DX: You’ve been rapping for damn near 10 years and the gains made have been incremental in L.A.’s Hip Hop scene.
Hugh Augustine: It’s been a cool journey. When I was young, I used to wonder how do these guys rap for so many years and don’t run out of shit to say. Once I started becoming a writer and really writing about my life, I realize I had so much content because I’m doing something every day. My life story and life experiences are always changing. Looking back, I think my experiences have contributed to all my content. If I didn’t have the lifestyle I have, I wouldn’t have so much shit to talk about over these years. In terms of my career growing incrementally, you work for a long time and don’t see the benefit or reward of what you’ve been doing. Then one day, something just clicks and people start catching on. People start taking an interest in who you think wouldn’t and before you know it, everybody is up on it.
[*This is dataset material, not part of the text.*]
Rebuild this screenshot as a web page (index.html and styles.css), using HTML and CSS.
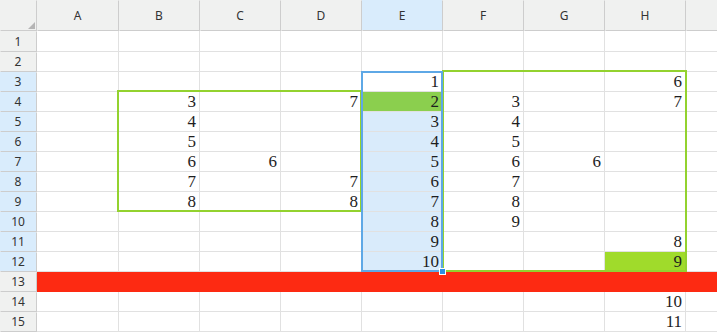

So, I feel like it’s inevitable in any kind of business for whatever your thing is to pop. It’s about whether or not you’re going to stick with it and whether or not you’re going to stay innovative and hungry with what you want. I don’t see myself doing anything else so, all this progress is only natural because of how much time I’ve been putting in. All these late nights in the studio all add up to something. People blow up overnight sometimes and that hasn’t been my case. Everything has come step by step and I would attribute that to what my process is. My recording process is the same type of way. I build my records step-by-step. They don’t all come at one time or anything like that. That’s how my life has been in general. My success and failure come step-by-step.